* PROBLEM DETAILS
Return the material word for word. Do not include pictures.

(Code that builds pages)
###
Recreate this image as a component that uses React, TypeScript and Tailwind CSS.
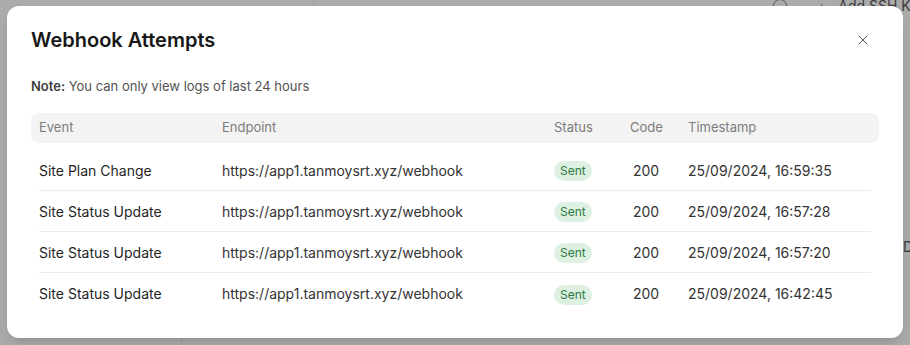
import { X } from "lucide-react";

const rows = [
  { event: "Site Plan Change", time: "25/09/2024, 16:59:35" },
  { event: "Site Status Update", time: "25/09/2024, 16:57:28" },
  { event: "Site Status Update", time: "25/09/2024, 16:57:20" },
  { event: "Site Status Update", time: "25/09/2024, 16:42:45" },
];

const cols = "grid grid-cols-[183px_332px_76px_58px_1fr] items-center";

export default function App() {
  return (
    <div
      className="relative h-[345px] w-[910px] overflow-hidden bg-[#ababab]"
      style={{ fontFamily: "Inter, 'Noto Sans', sans-serif" }}
    >
      {/* dimmed page behind the dialog */}
      <div className="absolute left-[313px] top-0 h-[8px] w-px bg-[#9f9f9f]" />
      <div className="absolute left-[181px] top-[330px] h-[15px] w-px bg-[#9f9f9f]" />
      <div className="absolute left-[773px] top-[-4px] flex items-center text-[14px] leading-5 text-[#3a3a3a]">
        <span className="h-[14px] w-[14px] rounded-full border border-[#555]" />
        <span className="ml-[30px] text-[#555]">+</span>
        <span className="ml-[12px] whitespace-nowrap">Add SSH Key</span>
      </div>
      <div className="absolute left-[903px] top-[236px] text-[14px] text-[#3a3a3a]">De</div>

      {/* dialog */}
      <div className="absolute left-[7px] top-[6px] w-[896px] rounded-xl bg-white px-6 pb-6 pt-5 shadow-lg">
        <div className="flex h-7 items-center justify-between">
          <h2 className="text-xl font-semibold text-[#171717]">Webhook Attempts</h2>
          <button className="mr-[8px] text-[#333]">
            <X size={16} strokeWidth={1.25} />
          </button>
        </div>

        <p className="mt-[22px] text-[13px] leading-5 text-[#525252]">
          <span className="font-semibold text-[#404040]">Note:</span> You can only view logs of last 24 hours
        </p>

        <div className="mt-[17px]">
          <div className={`${cols} h-[30px] rounded-lg bg-[#f3f3f3] px-2 text-[13px] text-[#7c7c7c]`}>
            <span>Event</span>
            <span>Endpoint</span>
            <span>Status</span>
            <span>Code</span>
            <span>Timestamp</span>
          </div>
          <div className="mx-2 mt-[7px]">
            {rows.map((r, i) => (
              <div
                key={i}
                className={`${cols} h-[41px] text-[14px] text-[#1f1f1f] ${
                  i < rows.length - 1 ? "border-b border-[#ebebeb]" : ""
                }`}
              >
                <span>{r.event}</span>
                <span className="text-[#333]">https://app1.tanmoysrt.xyz/webhook</span>
                <span>
                  <span className="inline-flex h-[20px] items-center rounded-full bg-[#ddf0e1] px-[6px] text-[12px] text-[#2d7a46]">
                    Sent
                  </span>
                </span>
                <span className="pl-[3px] text-[#333]">200</span>
                <span className="text-[#333]">{r.time}</span>
              </div>
            ))}
          </div>
        </div>
      </div>
    </div>
  );
}
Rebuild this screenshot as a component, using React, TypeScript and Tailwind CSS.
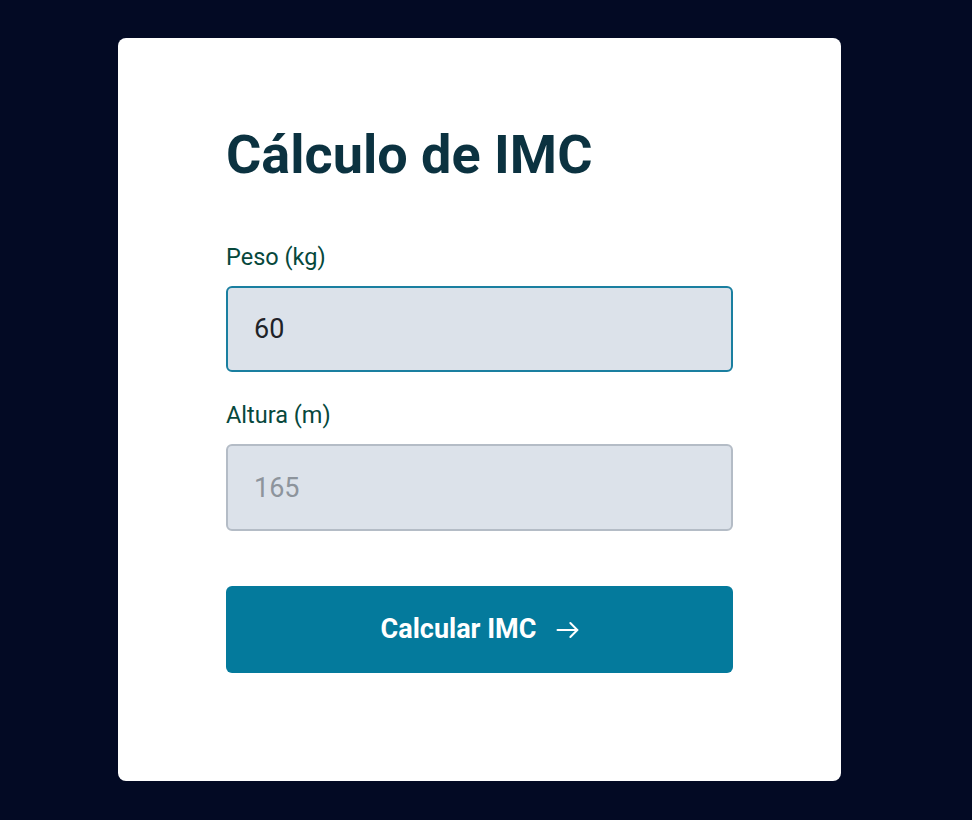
###
* TASK RESULT
Recreate this image as a component that uses React, TypeScript and Tailwind CSS.
import { X } from "lucide-react";

const rows = [
  { event: "Site Plan Change", time: "25/09/2024, 16:59:35" },
  { event: "Site Status Update", time: "25/09/2024, 16:57:28" },
  { event: "Site Status Update", time: "25/09/2024, 16:57:20" },
  { event: "Site Status Update", time: "25/09/2024, 16:42:45" },
];

const cols = "grid grid-cols-[183px_332px_76px_58px_1fr] items-center";

export default function App() {
  return (
    <div
      className="relative h-[345px] w-[910px] overflow-hidden bg-[#ababab]"
      style={{ fontFamily: "Inter, 'Noto Sans', sans-serif" }}
    >
      {/* dimmed page behind the dialog */}
      <div className="absolute left-[313px] top-0 h-[8px] w-px bg-[#9f9f9f]" />
      <div className="absolute left-[181px] top-[330px] h-[15px] w-px bg-[#9f9f9f]" />
      <div className="absolute left-[773px] top-[-4px] flex items-center text-[14px] leading-5 text-[#3a3a3a]">
        <span className="h-[14px] w-[14px] rounded-full border border-[#555]" />
        <span className="ml-[30px] text-[#555]">+</span>
        <span className="ml-[12px] whitespace-nowrap">Add SSH Key</span>
      </div>
      <div className="absolute left-[903px] top-[236px] text-[14px] text-[#3a3a3a]">De</div>

      {/* dialog */}
      <div className="absolute left-[7px] top-[6px] w-[896px] rounded-xl bg-white px-6 pb-6 pt-5 shadow-lg">
        <div className="flex h-7 items-center justify-between">
          <h2 className="text-xl font-semibold text-[#171717]">Webhook Attempts</h2>
          <button className="mr-[8px] text-[#333]">
            <X size={16} strokeWidth={1.25} />
          </button>
        </div>

        <p className="mt-[22px] text-[13px] leading-5 text-[#525252]">
          <span className="font-semibold text-[#404040]">Note:</span> You can only view logs of last 24 hours
        </p>

        <div className="mt-[17px]">
          <div className={`${cols} h-[30px] rounded-lg bg-[#f3f3f3] px-2 text-[13px] text-[#7c7c7c]`}>
            <span>Event</span>
            <span>Endpoint</span>
            <span>Status</span>
            <span>Code</span>
            <span>Timestamp</span>
          </div>
          <div className="mx-2 mt-[7px]">
            {rows.map((r, i) => (
              <div
                key={i}
                className={`${cols} h-[41px] text-[14px] text-[#1f1f1f] ${
                  i < rows.length - 1 ? "border-b border-[#ebebeb]" : ""
                }`}
              >
                <span>{r.event}</span>
                <span className="text-[#333]">https://app1.tanmoysrt.xyz/webhook</span>
                <span>
                  <span className="inline-flex h-[20px] items-center rounded-full bg-[#ddf0e1] px-[6px] text-[12px] text-[#2d7a46]">
                    Sent
                  </span>
                </span>
                <span className="pl-[3px] text-[#333]">200</span>
                <span className="text-[#333]">{r.time}</span>
              </div>
            ))}
          </div>
        </div>
      </div>
    </div>
  );
}
Rebuild this screenshot as a component, using React, TypeScript and Tailwind CSS.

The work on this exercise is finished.